Where Does This J Street Go?
by Theodore Samets
Summer is a time for sales. It’s a time for vacations. It’s a time to escape work in the afternoon to get to the beach or the golf course.
It’s not usually a time for negotiating the final parameters of an agreement between Israelis and Palestinians. The folks at J Street are trying to change that.
For just over a month, J Street has been pushing a campaign they call “Two-State Summer,” which they describe as “a push to support President Obama’s vision for a real and final resolution to the Israeli-Palestinian conflict.”
If you don’t follow J Street on Twitter or like the organization on Facebook, you may not have heard of the campaign, but – get excited – you may soon, because J Street is planning an “August Day (sic) of action to publicly demonstrate broad support for the President’s vision.”

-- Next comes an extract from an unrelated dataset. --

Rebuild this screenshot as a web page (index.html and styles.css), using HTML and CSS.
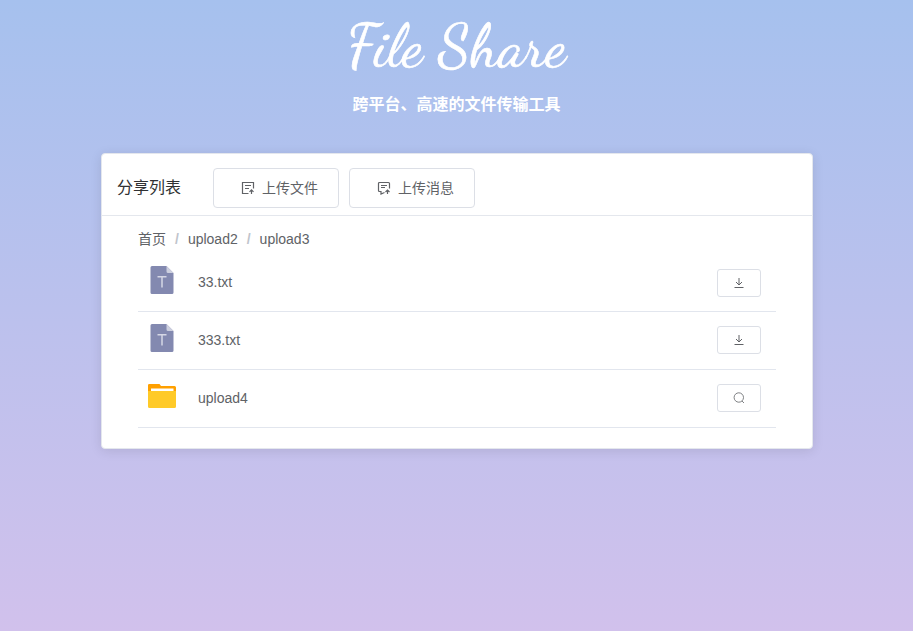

Since the organization’s birth, J Street has tried to claim that they were one of the only Jewish organizations that strongly supports a two-state solution to the Israeli-Palestinian conflict. Ignoring widespread support for the idea across party lines and throughout the Jewish community, they’ve worked to label those who oppose their efforts as opposed to peace.
It hasn’t worked. Instead, they’ve been mired by accusations – among others – that the organization isn’t actually pro-Israel and concerns over J Street founder Jeremy Ben-Ami’s lies about George Soros’s support for the organization.
Yet their newest plan seems ill conceived, even for J Street. Instead of focusing on the upcoming U.N. vote on a unilateral Palestinian declaration of a state, which is a great threat to the peace process J Street claims to support, they’ve continued their selfish, go it alone attitude with their “two-state summer.” (The organization itself does not take a stand on the vote, instead encouraging “diplomatic efforts” that would make such a vote “unnecessary.”)
This is all despite the fact that Mahmoud Abbas, president of the Palestinian Authority, refuses to sit down with the Israeli government and negotiate. How does J Street propose reaching the two-state solution they claim to so actively desire if they can’t get Abbas to agree to negotiations?
J Street openly claims to be President Obama’s “blocking back” on Israel policy. So far, they haven’t had more success than President Obama or anyone else in bringing the two-state solution to fruition.Maybe this is because they are more focused on claiming support for two states as their cause and theirs alone instead of recognizing that a passion for such an agreement is at the heart of most American Jewish organizations and most American Jews.
The two-state summer campaign is showing that J Street may just be the Jon Huntsman of Israel organizations. (Or is Jon Huntsman the J Street of the Republican primaries?) Despite protestations that they have widespread support, the organization seems to be at risk of losing the only folks who really do follow their efforts: the media. There’s been little coverage, if any, of the “two-state summer,” which is J Street’s current focus. Perhaps the media has realized the minority of American Jews on whose behalf J Street speaks.
For those who care about Israel and the US-Israel relationship and who genuinely desire a peace that keeps the Jewish state safe and secure while creating an independent Palestinian state, it is becoming clearer every day that J Street is not the answer. Instead, the organization helps to elevate anti-Israel voices (like the J Street-endorsed Rep. Lynn Woolsey) and works against the efforts of the democratically-elected Israeli government.
But if J Street proves me wrong and shows that YouTube videos and strategy sessions in Manhattan are the way to peace before the autumnal equinox, more power to them. I’ll tip my cap and write them a check.